Bowie’s Point:
The Occupy Wall Street movement has undeniably riled relatively dormant rich-poor tensions.
The self-styled Occupiers’ rallying call is that they represent the 99 percent of Americans that have been cheated by the top one percent of Americans. They believe that they are entitled to everything that America has to offer: a college education, a high-paying job, and a house; and that the rich have taken away these things by misusing the financial system. What they do not understand is that they were never promised and never had an unalienable right to those things. America has never been a land of entitlement; it has been a land of opportunity.
Our ancestors did not till the Great Plains, dam the mighty Colorado and create a powerful union from sea to shining sea just so a selected few would feel privileged to have what so many have worked so hard for. We must understand that the promise of America is the opportunity to achieve great things, not the right to. Sadly, even the opportunity to attain the aforementioned list is beginning to close. Americans’ economic freedom, how government can restrict economic relations between individuals, has fallen from first in the world in 1995 to ninth today.
This means that fewer and fewer Americans have the ability to move out of poverty while more and more go into it. While this continues, we risk creating a permanent American underclass that has no hope for themselves or their children of escaping poverty. The solution to this problem is not the higher taxing of the rich, the end of corporate bonuses or the destruction of financial firms like the Occupiers say it is.
Our leaders must forge a plan, based upon the backbone of American success, personal responsibility, that allows for individuals to lead themselves to success. If that plan includes more federal student loans, so be it, if it includes reforming the tax code and the welfare system, so be it, but let us not misconstrue the success of the one percent as a result of wrongdoing by the one percent.
Ferguson’s Counterpoint:
Imagine if every Marshall High School student refused to attend Learn and instead left a class of their choice for an hour. It would not matter why students oppose the new Learn policy but the administration would have to change the policy just because of the size of the protest.
The Occupy Wall Street Movement presents the same possibility of social change simply because of the size of the movement and its spread over the entire country. With its growth comes political influence, as policy makers clamoring for public support will appeal to the protesters. Ultimately, the protests will succeed in causing social change to US domestic policy.
Every successful protest has had numbers on its side, rather than political unity. The Tea Party for example, may have been united in their desire to reduce deficit spending but were divided on the means to do so. Nevertheless, the Tea Party’s ability to gather thousands in support caused a major political upset within the Republican Party. In 2010 alone, 138 Tea Party-supported candidates won seats in Congress.
The Occupy Wall Street movement could have similar affects on the democratic process due to its tremendous size as well as its united opposition against American wealth disparity. The percentage of public support amongst voting adults for the Occupy Wall Street movement has already surpassed that of the Tea Party.
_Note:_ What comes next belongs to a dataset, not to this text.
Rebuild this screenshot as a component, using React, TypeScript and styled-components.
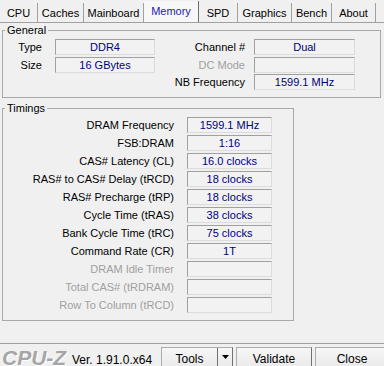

Moreover, Nancy Pelosi’s and several other Democratic Congressional representatives have pledged their support to the move indicating that the Occupy movement has already gained significant influence within Congress.
Obviously, the United States is a democracy and as a democracy, it will appeal to majority’s values and demands. As Occupy grows in support domestically and internationally, policy-makers will heed their demands as a means to retain their positions in Congress. This even more true now, as positive opinion of Congress has reached a new low.